I bought a new lens (Tamron 70-200mm/ 2.8) a few weeks ago to try to capture some better pictures of my kiddos at their sporting events.  Over these past weeks, I have taken hundreds of pictures trying to get the feel for the new lens.  I’m not convinced yet.  The return policy is within 30 days and I am facing that deadline in about 10 days.

I called to talk to the technical people at the store yesterday to ask about some of my problems with the lens.  The kind gentleman was very honest and told me it was most likely a combination of my “older” Nikon D40 (It’s only 3 years old!!!) and what he called, “the operator.”  I managed to stay calm, mostly because I knew he was right.  I’m still learning all this photography stuff and this fancy schmancy lens might just be too much for my “outdated” camera and my fledgling ability.
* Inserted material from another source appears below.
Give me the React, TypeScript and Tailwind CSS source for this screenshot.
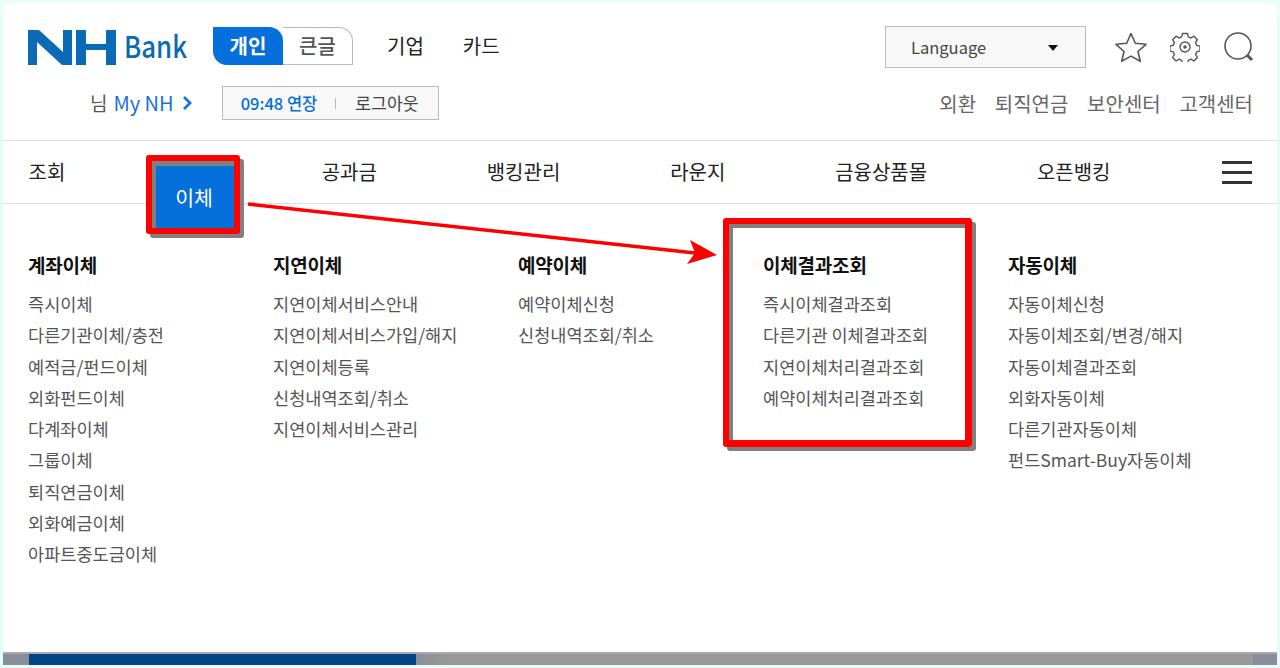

Nonetheless, I took the lens outside today to try a few more shots.  I tried shooting in a variety of modes, settings, etc.

The Rudbeckia is blooming in the garden and I thought these two shots turned out nice.
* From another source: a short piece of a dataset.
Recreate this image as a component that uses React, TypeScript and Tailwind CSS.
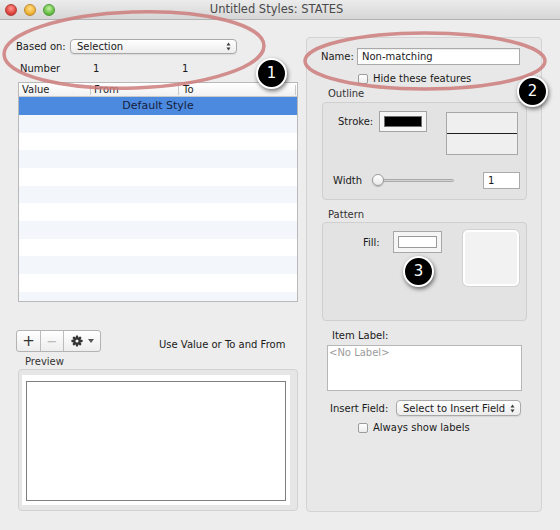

The low aperture setting allows some nice depth of field effects.  I did a little editing to them in Photoshop Elements:  cropping and running Pioneer Woman’s soft and faded action.

The final test for the lens will be over the next two evenings at an indoor swim meet and a Friday night football game.  If I still can’t manage to capture some good shots after talking to my friend at the camera store, I might return the lens and try something else.  Any suggestions?

This photography stuff is fun, but frustrating.